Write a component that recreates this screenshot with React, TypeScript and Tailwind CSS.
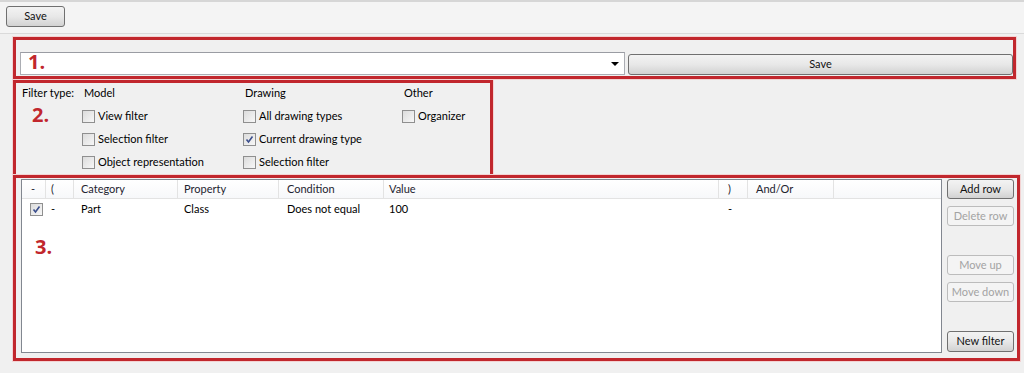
import React from "react";

const font = "font-['Segoe_UI',Lato,'Liberation_Sans',sans-serif] text-[11px]";
const redBox = "border-[3px] border-[#c1272d] shadow-[0_0_0_1px_#f3d3d3]";
const tag = "absolute font-['Open_Sans',sans-serif] font-bold text-[20px] leading-none text-[#c1272d]";

const btnOn =
  "flex items-center justify-center rounded-[3px] border border-[#707070] bg-linear-to-b from-[#f3f3f3] via-[#e8e8e8] to-[#d2d2d2] text-[#111]";
const btnOff =
  "flex items-center justify-center rounded-[3px] border border-[#bcbcbc] bg-[#f4f4f4] text-[#a3a3a3]";

function Check({ checked = false }: { checked?: boolean }) {
  return (
    <span className="flex h-[13px] w-[13px] shrink-0 items-center justify-center border border-[#8f8f8f] bg-linear-to-br from-[#dcdcdc] to-[#f7f7f7]">
      {checked && (
        <svg width="9" height="9" viewBox="0 0 9 9">
          <path d="M1.5 4.5 L3.5 7 L7.5 1.5" fill="none" stroke="#3b4e8c" strokeWidth="1.6" />
        </svg>
      )}
    </span>
  );
}

const filterRows = [
  ["View filter", "All drawing types", "Organizer"],
  ["Selection filter", "Current drawing type", ""],
  ["Object representation", "Selection filter", ""],
];

const columns = [
  { label: "-", w: "w-[24px]", pad: "pl-[9px]" },
  { label: "(", w: "w-[28px]", pad: "pl-[5px]" },
  { label: "Category", w: "w-[104px]", pad: "pl-[7px]" },
  { label: "Property", w: "w-[101px]", pad: "pl-[6px]" },
  { label: "Condition", w: "w-[105px]", pad: "pl-[8px]" },
  { label: "Value", w: "w-[335px]", pad: "pl-[5px]" },
  { label: ")", w: "w-[29px]", pad: "pl-[9px]" },
  { label: "And/Or", w: "w-[86px]", pad: "pl-[8px]" },
];

export default function App() {
  return (
    <div className={`h-[373px] w-[1024px] overflow-hidden bg-[#f0f0f0] text-black ${font}`}>
      {/* toolbar */}
      <div className="h-[34px] border-t-[2px] border-b border-t-[#d6d6d6] border-b-[#dadada] bg-[#f4f4f4] pl-[6px] pt-[4px]">
        <button className={`${btnOn} h-[21px] w-[59px]`}>Save</button>
      </div>

      {/* 1. */}
      <div className={`relative ml-[13px] mt-[3px] flex h-[42px] w-[1003px] items-end gap-[3px] pb-[1px] pl-[4px] ${redBox}`}>
        <div className="relative flex h-[23px] w-[605px] items-center border border-[#abadb3] border-t-[#9a9ca3] bg-white">
          <span className="absolute right-[5px] top-[9px] h-0 w-0 border-x-[4px] border-t-[4px] border-x-transparent border-t-black" />
        </div>
        <button className={`${btnOn} h-[21px] flex-1`}>Save</button>
        <span className={`${tag} left-[12px] top-[12px]`}>1.</span>
      </div>

      {/* 2. */}
      <div className={`relative ml-[13px] mt-[1px] h-[97px] w-[480px] ${redBox}`}>
        <div className="grid grid-cols-[66px_161px_159px_1fr]">
          <div className="flex h-[20px] items-center pl-[6px]">Filter type:</div>
          <div className="flex h-[20px] items-center pl-[2px]">Model</div>
          <div className="flex h-[20px] items-center pl-[2px]">Drawing</div>
          <div className="flex h-[20px] items-center pl-[2px]">Other</div>
          <div className="col-span-4 h-[2px]" />
          {filterRows.map((row) => (
            <React.Fragment key={row[0]}>
              <div className="h-[23px]" />
              {row.map((label, i) => (
                <div key={i} className="flex h-[23px] items-center gap-[3px]">
                  {label && (
                    <>
                      <Check checked={label === "Current drawing type"} />
                      <span>{label}</span>
                    </>
                  )}
                </div>
              ))}
            </React.Fragment>
          ))}
        </div>
        <span className={`${tag} left-[16px] top-[22px]`}>2.</span>
      </div>

      {/* 3. */}
      <div className={`relative ml-[13px] -mt-[2px] flex h-[186px] w-[1007px] gap-[5px] pb-[5px] pl-[5px] pt-[1px] ${redBox}`}>
        <div className="flex w-[921px] flex-col border border-[#828790] bg-white">
          <div className="flex h-[19px] border-b border-[#e3e3e3] bg-linear-to-b from-white to-[#f7f8fa] text-[#1e2430]">
            {columns.map((c) => (
              <div key={c.label} className={`flex items-center border-r border-[#e3e3e3] ${c.w} ${c.pad}`}>
                {c.label}
              </div>
            ))}
          </div>
          <div className="flex h-[21px]">
            <div className="flex w-[24px] items-center pl-[8px]">
              <Check checked />
            </div>
            <div className="flex w-[28px] items-center pl-[5px]">-</div>
            <div className="flex w-[104px] items-center pl-[7px]">Part</div>
            <div className="flex w-[101px] items-center pl-[6px]">Class</div>
            <div className="flex w-[105px] items-center pl-[8px]">Does not equal</div>
            <div className="flex w-[335px] items-center pl-[5px]">100</div>
            <div className="flex w-[29px] items-center pl-[9px]">-</div>
          </div>
        </div>
        <div className="flex w-[67px] flex-col">
          <button className={`${btnOn} h-[20px]`}>Add row</button>
          <button className={`${btnOff} mt-[7px] h-[20px]`}>Delete row</button>
          <button className={`${btnOff} mt-[29px] h-[20px]`}>Move up</button>
          <button className={`${btnOff} mt-[7px] h-[20px]`}>Move down</button>
          <button className={`${btnOn} mt-[29px] h-[21px]`}>New filter</button>
        </div>
        <span className={`${tag} left-[19px] top-[59px]`}>3.</span>
      </div>
    </div>
  );
}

OBJECTIVE: Reproduce the material word for word. Any pictures should be left out of the copy.

OUTPUT BELOW:
Write a component that recreates this screenshot with React, TypeScript and Tailwind CSS.
import React from "react";

const font = "font-['Segoe_UI',Lato,'Liberation_Sans',sans-serif] text-[11px]";
const redBox = "border-[3px] border-[#c1272d] shadow-[0_0_0_1px_#f3d3d3]";
const tag = "absolute font-['Open_Sans',sans-serif] font-bold text-[20px] leading-none text-[#c1272d]";

const btnOn =
  "flex items-center justify-center rounded-[3px] border border-[#707070] bg-linear-to-b from-[#f3f3f3] via-[#e8e8e8] to-[#d2d2d2] text-[#111]";
const btnOff =
  "flex items-center justify-center rounded-[3px] border border-[#bcbcbc] bg-[#f4f4f4] text-[#a3a3a3]";

function Check({ checked = false }: { checked?: boolean }) {
  return (
    <span className="flex h-[13px] w-[13px] shrink-0 items-center justify-center border border-[#8f8f8f] bg-linear-to-br from-[#dcdcdc] to-[#f7f7f7]">
      {checked && (
        <svg width="9" height="9" viewBox="0 0 9 9">
          <path d="M1.5 4.5 L3.5 7 L7.5 1.5" fill="none" stroke="#3b4e8c" strokeWidth="1.6" />
        </svg>
      )}
    </span>
  );
}

const filterRows = [
  ["View filter", "All drawing types", "Organizer"],
  ["Selection filter", "Current drawing type", ""],
  ["Object representation", "Selection filter", ""],
];

const columns = [
  { label: "-", w: "w-[24px]", pad: "pl-[9px]" },
  { label: "(", w: "w-[28px]", pad: "pl-[5px]" },
  { label: "Category", w: "w-[104px]", pad: "pl-[7px]" },
  { label: "Property", w: "w-[101px]", pad: "pl-[6px]" },
  { label: "Condition", w: "w-[105px]", pad: "pl-[8px]" },
  { label: "Value", w: "w-[335px]", pad: "pl-[5px]" },
  { label: ")", w: "w-[29px]", pad: "pl-[9px]" },
  { label: "And/Or", w: "w-[86px]", pad: "pl-[8px]" },
];

export default function App() {
  return (
    <div className={`h-[373px] w-[1024px] overflow-hidden bg-[#f0f0f0] text-black ${font}`}>
      {/* toolbar */}
      <div className="h-[34px] border-t-[2px] border-b border-t-[#d6d6d6] border-b-[#dadada] bg-[#f4f4f4] pl-[6px] pt-[4px]">
        <button className={`${btnOn} h-[21px] w-[59px]`}>Save</button>
      </div>

      {/* 1. */}
      <div className={`relative ml-[13px] mt-[3px] flex h-[42px] w-[1003px] items-end gap-[3px] pb-[1px] pl-[4px] ${redBox}`}>
        <div className="relative flex h-[23px] w-[605px] items-center border border-[#abadb3] border-t-[#9a9ca3] bg-white">
          <span className="absolute right-[5px] top-[9px] h-0 w-0 border-x-[4px] border-t-[4px] border-x-transparent border-t-black" />
        </div>
        <button className={`${btnOn} h-[21px] flex-1`}>Save</button>
        <span className={`${tag} left-[12px] top-[12px]`}>1.</span>
      </div>

      {/* 2. */}
      <div className={`relative ml-[13px] mt-[1px] h-[97px] w-[480px] ${redBox}`}>
        <div className="grid grid-cols-[66px_161px_159px_1fr]">
          <div className="flex h-[20px] items-center pl-[6px]">Filter type:</div>
          <div className="flex h-[20px] items-center pl-[2px]">Model</div>
          <div className="flex h-[20px] items-center pl-[2px]">Drawing</div>
          <div className="flex h-[20px] items-center pl-[2px]">Other</div>
          <div className="col-span-4 h-[2px]" />
          {filterRows.map((row) => (
            <React.Fragment key={row[0]}>
              <div className="h-[23px]" />
              {row.map((label, i) => (
                <div key={i} className="flex h-[23px] items-center gap-[3px]">
                  {label && (
                    <>
                      <Check checked={label === "Current drawing type"} />
                      <span>{label}</span>
                    </>
                  )}
                </div>
              ))}
            </React.Fragment>
          ))}
        </div>
        <span className={`${tag} left-[16px] top-[22px]`}>2.</span>
      </div>

      {/* 3. */}
      <div className={`relative ml-[13px] -mt-[2px] flex h-[186px] w-[1007px] gap-[5px] pb-[5px] pl-[5px] pt-[1px] ${redBox}`}>
        <div className="flex w-[921px] flex-col border border-[#828790] bg-white">
          <div className="flex h-[19px] border-b border-[#e3e3e3] bg-linear-to-b from-white to-[#f7f8fa] text-[#1e2430]">
            {columns.map((c) => (
              <div key={c.label} className={`flex items-center border-r border-[#e3e3e3] ${c.w} ${c.pad}`}>
                {c.label}
              </div>
            ))}
          </div>
          <div className="flex h-[21px]">
            <div className="flex w-[24px] items-center pl-[8px]">
              <Check checked />
            </div>
            <div className="flex w-[28px] items-center pl-[5px]">-</div>
            <div className="flex w-[104px] items-center pl-[7px]">Part</div>
            <div className="flex w-[101px] items-center pl-[6px]">Class</div>
            <div className="flex w-[105px] items-center pl-[8px]">Does not equal</div>
            <div className="flex w-[335px] items-center pl-[5px]">100</div>
            <div className="flex w-[29px] items-center pl-[9px]">-</div>
          </div>
        </div>
        <div className="flex w-[67px] flex-col">
          <button className={`${btnOn} h-[20px]`}>Add row</button>
          <button className={`${btnOff} mt-[7px] h-[20px]`}>Delete row</button>
          <button className={`${btnOff} mt-[29px] h-[20px]`}>Move up</button>
          <button className={`${btnOff} mt-[7px] h-[20px]`}>Move down</button>
          <button className={`${btnOn} mt-[29px] h-[21px]`}>New filter</button>
        </div>
        <span className={`${tag} left-[19px] top-[59px]`}>3.</span>
      </div>
    </div>
  );
}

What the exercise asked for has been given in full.